I moved a couple of times when I was little. The last time we moved, I made new friends right away with a blonde haired blue-eyed girl. I was in grade 6 at the time, which means we were just hitting that awkward stage where maybe you think a boy is cute but at the same time you find them equally repulsive.
This girl and I, let’s call her Amanda, so Amanda and I would walk home every day together from school. In the harsh Northern winters we would tug on our snowpants and pull on our mitts and begin the cheek biting trek. It wasn’t that far, maybe 4 or 5 blocks, but in -30 degrees celsius it can feel like a marathon. That is, if it were a marathon with frozen goods slapping your face the entire way while adding in a tear duct that drips for no apparent reason.
Amanda came to my house for sleepovers, she ate at my kitchen table. I played at her house, I cuddled her ugly shitzu dog, and we did homework assignments together.

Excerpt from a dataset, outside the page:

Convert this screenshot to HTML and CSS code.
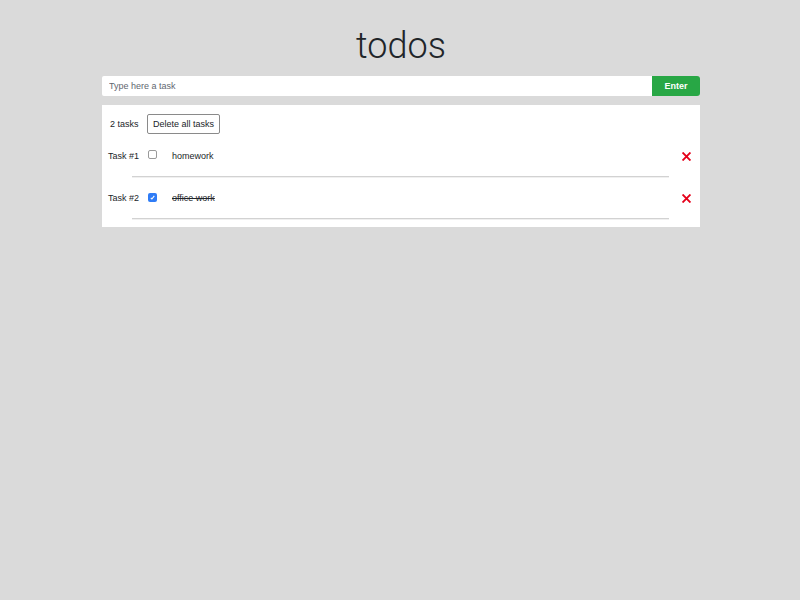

We were pretty close to being best friends. My father had nick names for her, but my father had nick names for everyone. I think this is because it serves his memory to name people things like “Marshmallow” or “Miatz” (Ugly in Cree). When I got straight A’s in grade 7 and chose to go skydiving my father allowed me to take a friend. Guess who got to go with me?
Surely enough, we entered the war zone of junior high but Amanda and I were lucky enough to have a Social Studies class together. We sat side by side whenever we could. If one got to class before the other, they would place something on the desk next to them to make it appear as if it was occupied. We were tight like that.
In Social Studies we were learning about the Treaty Making Process in the Mid-West. I believe at the time we were learning about the Cree, one of the tribal lineages I belong too. The text-book we were learning from said that they had offered the Cree so many acres of land for each family, and that the Cree denied and were upset. The Cree demanded more land. For me, this was supposed to be a time where I could learn about my history too, it was as if I was reading about my Great Great Grandfathers and Grandmothers. I was excited.
To my utter and complete horror I heard Amanda say angrily, “Greedy bastards. I wouldn’t have gave them any land.”
I want to slam the textbook shut. I want to ball my little mixed blood fists up and plummel them into her porcelain cheeks, pull out a few strands of her blonde hair, and gauge a blue eye out. I want to tell her to shut up. I want to yell at the teacher and tell him there’s got to be more to the story.
I did none of these.
I feel my face turn red with shame. I fidget in my seat. I feel betrayed and upset and hurt. I want to scream. This is the first time (of many incidents) in my life I really and truly feel as if I was categorized as, “the other”. I became “the other” in my 8th grade Social Studies classroom, and trust me it isn’t a feeling you want to have in junior high.
Looking back, I see that as my defining moment. The moment I started to push away from my white friends and become closer to other Indians just like me. Amongst them, I wouldn’t have to feel like “the other”.
I don’t blame Amanda for her response.
I blame the colonized and one-sided education that we received, and that students are still receiving, for the ending of our friendship.
Years later, I learn about how some Treaties were signed. Signed under duress. Signed after they had gotten the Indians drunk enough to sign it. Signed because of the forked tongues of those who interpreted the Treaties incorrectly. Signed with the understanding that “nothing would change”.
Those damned text books said nothing of residential schools, nothing of the oppressive policies that outlawed our ceremonies, confined us to reserves, made it illegal to “dress like an Indian”, or nothing that I would consider a true and accurate portrayal.
If Amanda knew these things, then her response could have been different.
The education that exists within the colonial systems does nothing to build understanding about our shared history. It freezes the “Indian” in an era that is not today, nor tomorrow, and so it perpetuates stereotypes and denies our existence today.
The education that exists today is not only written by the ones whom have “won the war” but it ensure that those whom have been colonized will remain in their positions. If this generation is to change, the education they are receiving will have to follow suit and change too.